Open Access Dissertation

Document Type

dissertation

Degree Name

Doctor of Philosophy (PhD)

Degree Program

Comparative Literature

Year Degree Awarded

2017

Month Degree Awarded

September

First Advisor

Catherine Portuges

Second Advisor

Justina Gregory

Third Advisor

William Moebius

Fourth Advisor

Stephanie Nelson

Subject Categories

Classical Literature and Philology | Comparative Literature | Literature in English, British Isles | Modern Literature | Reading and Language

Abstract

This dissertation makes a comparative study of Homeric Greek, Classical Greek, Modernist, and late modern works of storytelling with particular attention to strategies and techniques that achieve an exceptional degree of performative immediacy. As such, theater (the dramatic mode) forms a central concern, viewed as the fulfillment of direct performative embodiment—building on Aristotle’s idea of mimesis. An analysis examining multiple media demonstrates how oral epic poetry, Athenian tragedy, modern theater, the short story, and the novel can make use of seemingly disparate storytelling methods that share underlying mechanisms whose effects are decidedly theatrical.
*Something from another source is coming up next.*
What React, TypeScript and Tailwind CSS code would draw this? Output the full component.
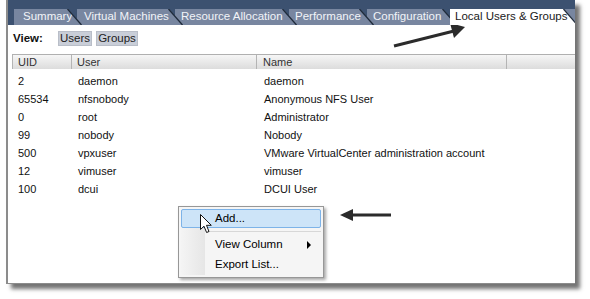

Four authors—Sophocles, Samuel Beckett, Homer, and James Joyce—are examined through selected works, which include: Oidipous Tyrannos, Krapp’s Last Tape, Not I, Happy Days, The Odyssey, Epiphanies, Dubliners, Portrait of the Artist as a Young Man, Giacomo Joyce, Ulysses, and Finnegans Wake. Through a primarily narratological orientation, utilizing possible worlds theory in combination with a generally rhetorical (and functionalist) approach, this dissertation outlines a lineage of cultural expression that privileges the phenomenological juxtaposition of the fictional and actual worlds, giving the audience and reader the experience of what is termed an ontological double vision. Two principal concepts are developed in support of this overarching thesis. One is the central importance of parataxis, which operates not just on the level of grammar and sentence construction but also on the structural and thematic levels. Emphasis here is on the significant gaps that result from the placement (within these various levels) of sense units side-by-side, without explicit subordinating or coordinating connection. The other key concept is the allomorph—understood as a variant instance of a given form—which also pervades these works’ multiple levels. The notion of allomorphism, for instance, provides a way of conceiving the link between the so-called Kunstsprache of Homeric oral epic and the portmanteau-rich language of Joyce’s Finnegans Wake. An examination of metaphor understood as conceptual blending, to cite another example, points to the way allomorphism and parataxis function together to undergird figurative expression. The dissertation argues that parataxis and allomorphism are indispensible to the creation of fictional worlds that manifest theatrical immediacy.